Give the listing again exactly, omitting its images.
start Data shown
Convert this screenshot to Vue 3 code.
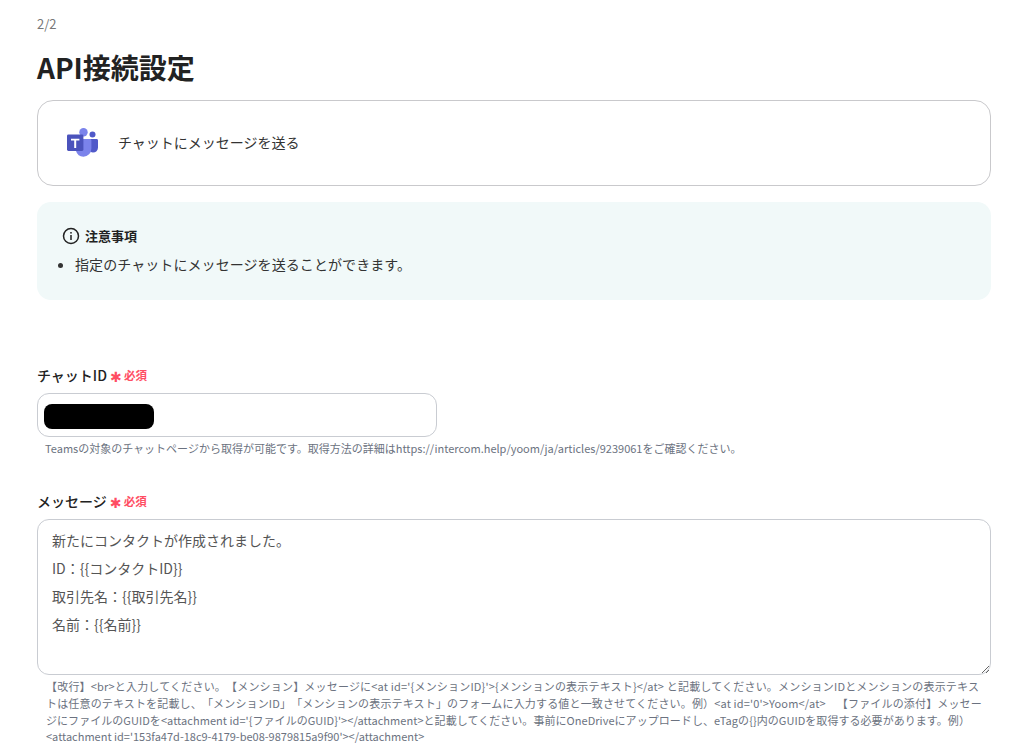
<script setup>
const message = `新たにコンタクトが作成されました。
ID：{{コンタクトID}}
取引先名：{{取引先名}}
名前：{{名前}}`
</script>

<template>
  <main class="page">
    <div class="step">2/2</div>
    <h1 class="title">API接続設定</h1>

    <section class="app-card">
      <svg class="teams" width="32" height="30" viewBox="0 0 32 30" aria-hidden="true">
        <circle cx="26.5" cy="7.6" r="3" fill="#5059c9" />
        <path d="M22 12h8.6c.8 0 1.4.6 1.4 1.4v7.2a5 5 0 0 1-5 5h-.2a5 5 0 0 1-4.8-5z" fill="#5059c9" />
        <circle cx="17.5" cy="5.2" r="4.2" fill="#7b83eb" />
        <path d="M11 12h13c.8 0 1.4.6 1.4 1.4v8.2a8 8 0 0 1-8 8.1 8 8 0 0 1-7.4-5.7z" fill="#7b83eb" />
        <rect x="1" y="7.6" width="16.4" height="16.4" rx="1.4" fill="#4b53bc" />
        <path d="M5 11.8h8.4v1.7h-3.2v7.4H8.200v-7.400H5z" fill="#fff" />
      </svg>
      <span class="app-text">チャットにメッセージを送る</span>
    </section>

    <section class="notice">
      <div class="notice-head">
        <svg width="18" height="18" viewBox="0 0 18 18" aria-hidden="true">
          <circle cx="9" cy="9" r="7.500" fill="none" stroke="#222" stroke-width="1.500" />
          <rect x="8.250" y="8" width="1.500" height="5" fill="#222" />
          <rect x="8.250" y="5" width="1.500" height="1.600" fill="#222" />
        </svg>
        <span>注意事項</span>
      </div>
      <ul class="notice-list">
        <li>指定のチャットにメッセージを送ることができます。</li>
      </ul>
    </section>

    <section class="field field-chat">
      <div class="label">チャットID<span class="star">✱</span><span class="req">必須</span></div>
      <div class="input"><span class="mask"></span></div>
      <p class="help help-single">Teamsの対象のチャットページから取得が可能です。取得方法の詳細はhttps://intercom.help/yoom/ja/articles/9239061をご確認ください。</p>
    </section>

    <section class="field field-message">
      <div class="label">メッセージ<span class="star">✱</span><span class="req">必須</span></div>
      <textarea class="textarea" :value="message" aria-label="メッセージ"></textarea>
      <div class="help help-multi">
        <p class="line line-a">【改行】&lt;br&gt;と入力してください。【メンション】メッセージに&lt;at id='{メンションID}'&gt;{メンションの表示テキスト}&lt;/at&gt; と記載してください。メンションIDとメンションの表示テキス</p>
        <p class="line line-b">トは任意のテキストを記載し、「メンションID」「メンションの表示テキスト」のフォームに入力する値と一致させてください。例）&lt;at id='0'&gt;Yoom&lt;/at&gt;　【ファイルの添付】メッセー</p>
        <p class="line line-c">ジにファイルのGUIDを&lt;attachment id='{ファイルのGUID}'&gt;&lt;/attachment&gt;と記載してください。事前にOneDriveにアップロードし、eTagの{}内のGUIDを取得する必要があります。例）</p>
        <p class="line">&lt;attachment id='153fa47d-18c9-4179-be08-9879815a9f90'&gt;&lt;/attachment&gt;</p>
      </div>
    </section>
  </main>
</template>

<style>
html, body { background: #fff; overflow: hidden; }
</style>

<style scoped>
.page {
  box-sizing: border-box;
  width: 1017px;
  height: 749px;
  overflow: hidden;
  padding: 15px 26px 0 37px;
  font-family: "Noto Sans CJK JP", "Noto Sans", sans-serif;
  text-spacing-trim: space-all;
  color: #222;
}
.step {
  font-size: 13px;
  line-height: 18px;
  color: #777;
}
.title {
  margin: 15px 0 0;
  font-size: 28px;
  line-height: 38px;
  font-weight: 700;
  color: #222;
}
.app-card {
  box-sizing: border-box;
  height: 86px;
  margin-top: 14px;
  padding: 0 28px;
  display: flex;
  align-items: center;
  gap: 20px;
  border: 1px solid #c9c9cc;
  border-radius: 16px;
}
.teams { flex: none; transform: translateY(-1px); }
.app-text {
  font-size: 14px;
  line-height: 20px;
  color: #333;
  transform: translateY(-1px);
}
.notice {
  box-sizing: border-box;
  height: 98px;
  margin-top: 16px;
  padding: 24px 25px;
  border-radius: 14px;
  background: #f1f9f9;
}
.notice-head {
  display: flex;
  align-items: center;
  gap: 5px;
  font-size: 13px;
  line-height: 20px;
  font-weight: 700;
}
.notice-list {
  margin: 8px 0 0;
  padding-left: 13px;
  font-size: 14px;
  line-height: 20px;
  letter-spacing: 0.08px;
  color: #333;
}
.field-chat { margin-top: 65px; }
.field-message { margin-top: 35px; }
.label {
  display: flex;
  align-items: center;
  height: 20px;
  font-size: 14px;
  font-weight: 500;
  color: #222;
}
.star {
  margin-left: 3px;
  width: 12px;
  font-family: "DejaVu Sans", sans-serif;
  font-size: 14px;
  line-height: 20px;
  height: 20px;
  font-weight: 400;
  color: #ff4d63;
  transform: translateY(2px);
}
.req {
  margin-left: 2px;
  font-size: 11.500px;
  font-weight: 700;
  color: #ff4d63;
}
.input {
  box-sizing: border-box;
  width: 400px;
  height: 44px;
  margin-top: 8px;
  padding: 10px 6px;
  border: 1px solid #c9ccd2;
  border-radius: 12px;
}
.mask {
  display: block;
  width: 110px;
  height: 25px;
  border-radius: 8px;
  background: #000;
}
.textarea {
  display: block;
  box-sizing: border-box;
  width: 954px;
  height: 156px;
  margin: 8px 0 0;
  padding: 6px 14px;
  border: 1px solid #c9ccd2;
  border-radius: 12px;
  outline: none;
  resize: vertical;
  font-family: inherit;
  text-spacing-trim: inherit;
  font-size: 14px;
  line-height: 28px;
  color: #555;
  background: #fff;
}
.help {
  margin: 0;
  font-size: 11px;
  color: #6b7280;
}
.help-single {
  margin-top: 3px;
  padding-left: 8px;
  line-height: 16px;
}
.help-multi {
  margin-top: 3px;
  padding: 0 0 0 9px;
  line-height: 16.800px;
}
.line {
  margin: 0;
  white-space: nowrap;
}
.line-a { letter-spacing: 0.19px; }
.line-b { letter-spacing: 0.16px; }
.line-c { letter-spacing: 0.05px; }
</style>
end Data shown
Response to this exercise:
Convert this screenshot to Vue 3 code.
<script setup>
const message = `新たにコンタクトが作成されました。
ID：{{コンタクトID}}
取引先名：{{取引先名}}
名前：{{名前}}`
</script>

<template>
  <main class="page">
    <div class="step">2/2</div>
    <h1 class="title">API接続設定</h1>

    <section class="app-card">
      <svg class="teams" width="32" height="30" viewBox="0 0 32 30" aria-hidden="true">
        <circle cx="26.5" cy="7.6" r="3" fill="#5059c9" />
        <path d="M22 12h8.6c.8 0 1.4.6 1.4 1.4v7.2a5 5 0 0 1-5 5h-.2a5 5 0 0 1-4.8-5z" fill="#5059c9" />
        <circle cx="17.5" cy="5.2" r="4.2" fill="#7b83eb" />
        <path d="M11 12h13c.8 0 1.4.6 1.4 1.4v8.2a8 8 0 0 1-8 8.1 8 8 0 0 1-7.4-5.7z" fill="#7b83eb" />
        <rect x="1" y="7.6" width="16.4" height="16.4" rx="1.4" fill="#4b53bc" />
        <path d="M5 11.8h8.4v1.7h-3.2v7.4H8.200v-7.400H5z" fill="#fff" />
      </svg>
      <span class="app-text">チャットにメッセージを送る</span>
    </section>

    <section class="notice">
      <div class="notice-head">
        <svg width="18" height="18" viewBox="0 0 18 18" aria-hidden="true">
          <circle cx="9" cy="9" r="7.500" fill="none" stroke="#222" stroke-width="1.500" />
          <rect x="8.250" y="8" width="1.500" height="5" fill="#222" />
          <rect x="8.250" y="5" width="1.500" height="1.600" fill="#222" />
        </svg>
        <span>注意事項</span>
      </div>
      <ul class="notice-list">
        <li>指定のチャットにメッセージを送ることができます。</li>
      </ul>
    </section>

    <section class="field field-chat">
      <div class="label">チャットID<span class="star">✱</span><span class="req">必須</span></div>
      <div class="input"><span class="mask"></span></div>
      <p class="help help-single">Teamsの対象のチャットページから取得が可能です。取得方法の詳細はhttps://intercom.help/yoom/ja/articles/9239061をご確認ください。</p>
    </section>

    <section class="field field-message">
      <div class="label">メッセージ<span class="star">✱</span><span class="req">必須</span></div>
      <textarea class="textarea" :value="message" aria-label="メッセージ"></textarea>
      <div class="help help-multi">
        <p class="line line-a">【改行】&lt;br&gt;と入力してください。【メンション】メッセージに&lt;at id='{メンションID}'&gt;{メンションの表示テキスト}&lt;/at&gt; と記載してください。メンションIDとメンションの表示テキス</p>
        <p class="line line-b">トは任意のテキストを記載し、「メンションID」「メンションの表示テキスト」のフォームに入力する値と一致させてください。例）&lt;at id='0'&gt;Yoom&lt;/at&gt;　【ファイルの添付】メッセー</p>
        <p class="line line-c">ジにファイルのGUIDを&lt;attachment id='{ファイルのGUID}'&gt;&lt;/attachment&gt;と記載してください。事前にOneDriveにアップロードし、eTagの{}内のGUIDを取得する必要があります。例）</p>
        <p class="line">&lt;attachment id='153fa47d-18c9-4179-be08-9879815a9f90'&gt;&lt;/attachment&gt;</p>
      </div>
    </section>
  </main>
</template>

<style>
html, body { background: #fff; overflow: hidden; }
</style>

<style scoped>
.page {
  box-sizing: border-box;
  width: 1017px;
  height: 749px;
  overflow: hidden;
  padding: 15px 26px 0 37px;
  font-family: "Noto Sans CJK JP", "Noto Sans", sans-serif;
  text-spacing-trim: space-all;
  color: #222;
}
.step {
  font-size: 13px;
  line-height: 18px;
  color: #777;
}
.title {
  margin: 15px 0 0;
  font-size: 28px;
  line-height: 38px;
  font-weight: 700;
  color: #222;
}
.app-card {
  box-sizing: border-box;
  height: 86px;
  margin-top: 14px;
  padding: 0 28px;
  display: flex;
  align-items: center;
  gap: 20px;
  border: 1px solid #c9c9cc;
  border-radius: 16px;
}
.teams { flex: none; transform: translateY(-1px); }
.app-text {
  font-size: 14px;
  line-height: 20px;
  color: #333;
  transform: translateY(-1px);
}
.notice {
  box-sizing: border-box;
  height: 98px;
  margin-top: 16px;
  padding: 24px 25px;
  border-radius: 14px;
  background: #f1f9f9;
}
.notice-head {
  display: flex;
  align-items: center;
  gap: 5px;
  font-size: 13px;
  line-height: 20px;
  font-weight: 700;
}
.notice-list {
  margin: 8px 0 0;
  padding-left: 13px;
  font-size: 14px;
  line-height: 20px;
  letter-spacing: 0.08px;
  color: #333;
}
.field-chat { margin-top: 65px; }
.field-message { margin-top: 35px; }
.label {
  display: flex;
  align-items: center;
  height: 20px;
  font-size: 14px;
  font-weight: 500;
  color: #222;
}
.star {
  margin-left: 3px;
  width: 12px;
  font-family: "DejaVu Sans", sans-serif;
  font-size: 14px;
  line-height: 20px;
  height: 20px;
  font-weight: 400;
  color: #ff4d63;
  transform: translateY(2px);
}
.req {
  margin-left: 2px;
  font-size: 11.500px;
  font-weight: 700;
  color: #ff4d63;
}
.input {
  box-sizing: border-box;
  width: 400px;
  height: 44px;
  margin-top: 8px;
  padding: 10px 6px;
  border: 1px solid #c9ccd2;
  border-radius: 12px;
}
.mask {
  display: block;
  width: 110px;
  height: 25px;
  border-radius: 8px;
  background: #000;
}
.textarea {
  display: block;
  box-sizing: border-box;
  width: 954px;
  height: 156px;
  margin: 8px 0 0;
  padding: 6px 14px;
  border: 1px solid #c9ccd2;
  border-radius: 12px;
  outline: none;
  resize: vertical;
  font-family: inherit;
  text-spacing-trim: inherit;
  font-size: 14px;
  line-height: 28px;
  color: #555;
  background: #fff;
}
.help {
  margin: 0;
  font-size: 11px;
  color: #6b7280;
}
.help-single {
  margin-top: 3px;
  padding-left: 8px;
  line-height: 16px;
}
.help-multi {
  margin-top: 3px;
  padding: 0 0 0 9px;
  line-height: 16.800px;
}
.line {
  margin: 0;
  white-space: nowrap;
}
.line-a { letter-spacing: 0.19px; }
.line-b { letter-spacing: 0.16px; }
.line-c { letter-spacing: 0.05px; }
</style>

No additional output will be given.